As currently envisioned, the first stage booster will be powered by two BE-4 engines built by Blue Origin, a company owned by Amazon founder Jeff Bezos, that together will generate 1.1 million pounds of thrust burning liquid oxygen with liquified natural gas. Full-scale test firings of the new engine are expected to begin next year.

In the second phase of the development program, ULA will replace the Centaur upper stage with a more powerful "Advanced Cryogenic Evolved Stage," or ACES, giving the new rocket as much launch power as the current Delta 4 Heavy. The upper stage, featuring up to four hydrogen-fueled engines, will be able to carry out multiple rocket firings over periods of weeks if necessary.

The new stage will feature an advanced internal combustion engine developed by Roush Fenway Racing of NASCAR fame to keep the propellant tanks pressurized, to generate electrical power and to provide attitude control. The new stage will be able to operate in space over several weeks at a time, enabling what Bruno called "distributed lift."

Under that scenario, Vulcan rockets could be used to launch large spacecraft components like crew capsules, fuel tanks and habitats that later could be assembled in orbit, for example, over many days.

"We're going to take a giant leap forward in our upper stage," Bruno said.

After developing the advanced ACES stage, ULA will phase in the SMART engine recovery system.

United Launch Alliance, a partnership between Delta-builder Boeing and Lockheed Martin, which developed the Atlas 5, will pay for the new rocket's development out of company profits. Bruno would not reveal how much ULA expects to spend on the new system, but he said a good rule of thumb is a billion dollars to develop a new engine and a billion more to develop a new rocket.

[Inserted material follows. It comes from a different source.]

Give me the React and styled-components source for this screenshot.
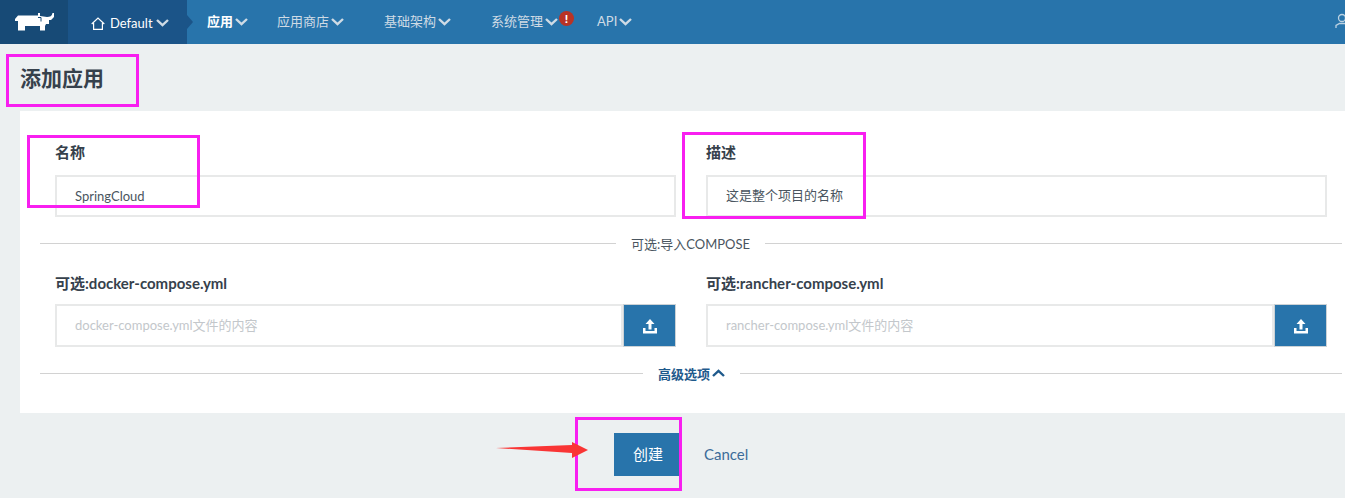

Current Delta rockets use hydrogen-fueled engines provided by Aerojet Rocketdyne. The Atlas 5 is powered by Russian-built kerosene-burning RD-180 first stage engine and one or more hydrogen-fueled Aerojet Rocketdyne Centaur upper stage engines.

Use of the RD-180 has come under intense criticism in the wake of Russia's actions in Crimea and Ukraine.

Waging a relentless lobbying campaign, SpaceX founder Elon Musk has sharply criticized ULA's use of RD-180 engines to launch high-priority spy satellites and other national security payloads, arguing political instability could interrupt downstream launches.

SpaceX also has complained about a lucrative Air Force "block buy" contract for much more expensive ULA rockets, arguing SpaceX had been unfairly prevented from competing for military contracts while ULA enjoyed a virtual monopoly. SpaceX is expected to win Pentagon certification for military flights sometime this summer.

SpaceX advertises the base price of a Falcon 9 at around $60 million. Unique military requirements can drive the cost up to $80 million or $90 million a copy, according to SpaceX CEO Gwynne Shotwell. A heavy-lift version of the rocket, featuring three Falcon 9 boosters strapped together, has not yet flown, but it is expected to cost in the neighborhood of $150 million per vehicle.

The least expensive Atlas 5 is believed to sell for around $165 million. A heavy-lift Delta 4, the only operational booster capable of lifting the heaviest national security payloads, sells for around $400 million a copy. The price tag for the low-end Vulcan is expected to be under $100 million, Bruno said. The cost of a heavy-lift variant is not yet clear, but it is expected to be well below the $400 million charged for a heavy-lift Delta 4.

How ULA's new rockets will will affect the launch landscape is not yet known, but the company's decision to build reusability into the booster's design, along with American-made engines and other improvements to lower cost, would appear to take at least some of the wind out of SpaceX's argument.

Or, depending on one's viewpoint, it reflects a successful campaign by SpaceX to raise visibility about the relatively high cost of ULA rockets, the potential value of reusability and the potential threat posed by reliance on Russian rocket technology.

In a background teleconference hosted by SpaceX late last week, an unnamed official dismissed ULA's new booster as a "paper rocket," saying he doubted it would be significantly cheaper than ULA's current stable of launchers.

"There's no reason today to believe that NGLS will be cheaper than Delta in the future," he said. "Paper rockets, like paper airplanes and everything else, are always very cheap. So I'm sure that's going to be the advocated position. But I can cite for you a half a dozen examples of ... next generation systems that were dramatically more expensive.

"So there's no reason to believe that NGLS and chasing that new pretty piece of paper is going to produce a rocket that is cheaper than Delta," he said.

For its part, ULA challenges the economics of stage recovery and reuse as championed by SpaceX.

"When you do an all-up stage recovery, the economics can be challenging because you've got to recover it close to seven times to break even on costs," Bruno told Spaceflight Now in an interview last week.

"When you do that, the cost versus reuse curve (is) not a straight line, it's not like 'oh, I got to use it twice so now it's half as much.' It doesn't work that way because the rocket itself, if it's built for reuse, is more expensive than a rocket built for single use."

Bruno said cost savings are a "function of how many time you can reuse it. You have to fly seven times to break even and get out to 14, 15, 16 times to get a decent return."

"You're not going to go through all that energy and risk, 20-30 percent performance loss just to be equivalent to an expendable," he said. "You actually want to come out ahead. Conventual technologies on a booster, like you see other people doing, and being able to recover and reuse that booster 15 times with relatively minimal refurbishment costs, that's pretty darn challenging and maybe not the right place, in our view, to work on that problem."